On November 17th, our Restoration Ecology class went to the Laguna de Santa Rosa Foundation’s Educational Center. Here we were met by Brent, Paul, and Hannah. Eager to get started we began with an informational walk around site. The “Ed. Center” as they called it was a central point for the entire foundation, so it was only appropriate to begin here.
Getting the run down, Laguna de Santa Rosa Foundation. Photo© M. Lambert
We started by discussing the restoration that the Foundation has done around their Ed. Center. This location has a Victorian-style home, which has been repurposed into the offices for the Foundation employees. Surrounding the offices they have planted all native species in a garden setting as a way to show the community how to incorporate native species in their own yards.
The species that they planted included Juncus, Coyote Bush, Willows, and others. Their goal in planting this garden is to allow the community to see a garden that has ecological purpose and is not just ornamental species.
We continued along their established walkway, and this led us to a porch that they called “the overlook”. From this vantage point one could see the entirety of the land surrounding the Ed. Center. To our surprise this land was holding around 100 cows!
Nonnative cows grazing, Laguna de Santa Rosa. Photo© M. Lambert
Throughout our education of restoration and conservation we have been told over and over again about the downsides to cattle grazing on lands, but here we were, standing with one of Sonoma Counties most successful nonprofit organization and they are actively supporting cattle!

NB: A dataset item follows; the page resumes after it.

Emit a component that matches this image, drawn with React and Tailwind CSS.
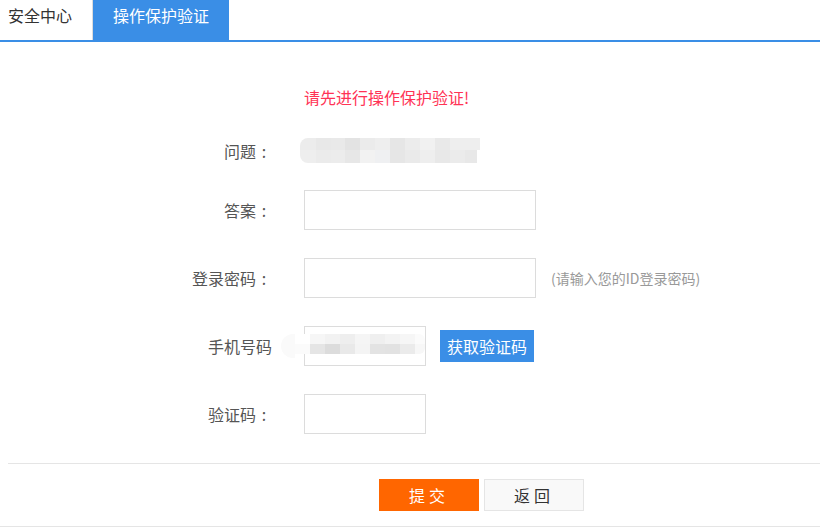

After some discussion, they told us that cattle is beneficial to restoration sites, because they are a space holder (essentially). The cattle provides weed suppression, manure, and disturbance. By putting cattle in this location it virtually puts that site on hold, and allows the restoration to be done on it at a later date. Which they were going to do, in hopes to reestablish a meander for the creek.
Unique to the Laguna de Santa Rosa Foundation is their native plant nursery. This is an area that they have created in order to germinate, propagate, and sprout native plants. All of their plants are gained within a reasonable distance from the site that they are going to be planted in, and they ensure genetic difference by collecting from many different individuals.
Their nursery is very small as of yet, but they are beginning a partnership with the Native Plant Society in hopes of expanding their nursery as well as advancing to a level that allows them to sell plants to anyone that wants them. For now they are growing plants only for their own restoration projects.
We proceeded through the mine field of cow patties and headed for the creek. Due to the proximity of the Tubbs Fire in October, we found a little piece of memorabilia.
Burnt book page, Laguna de Santa Rosa. Photo © M. Lambert
After seeing this burnt page out of someone’s book, it made us really consider the importance of restoration and conservation and our goals to get the planet to be a better for the plants and animals, as well as the humans.
Finally we were at the site, or so we thought! We were given our marching orders, grabbed a pair of gloves and kept on a-walking. We crossed the creek and continued walking down a dirt road, we crossed the paved road and congregated in a gravel parking lot.
Raquel Guevara-Bolanos showing off her hard work! Laguna de Santa Rosa. Photo © M. Lambert
In this lot there were two trucks already waiting for us. One had shovels and buckets and the other was completely empty. Our job was to dig up the sedge clusters, put them in the bucket and then transplant them down by the creek.
Once the empty truck was full to the brim of buckets with many sedges each, we were finally ready to transplant.
Our day consisted of digging up and replanting sedges. These sedges were chosen because of their resilience and their ability to reproduce quickly. Because of their quick reproduction they provide a weed-proof mat.
These sedges were a favorite of the Laguna Foundation’s and they strongly encouraged us to not be afraid to use them in restoration.
We learned a lot about the Laguna de Santa Rosa Foundation and many of my classmates expressed an interest in possibly getting an internship through them. I felt that they were doing a ton of great work and am excited to see how their sites progress over then next couple of decades! Thanks Laguna de Santa Rosa Foundation!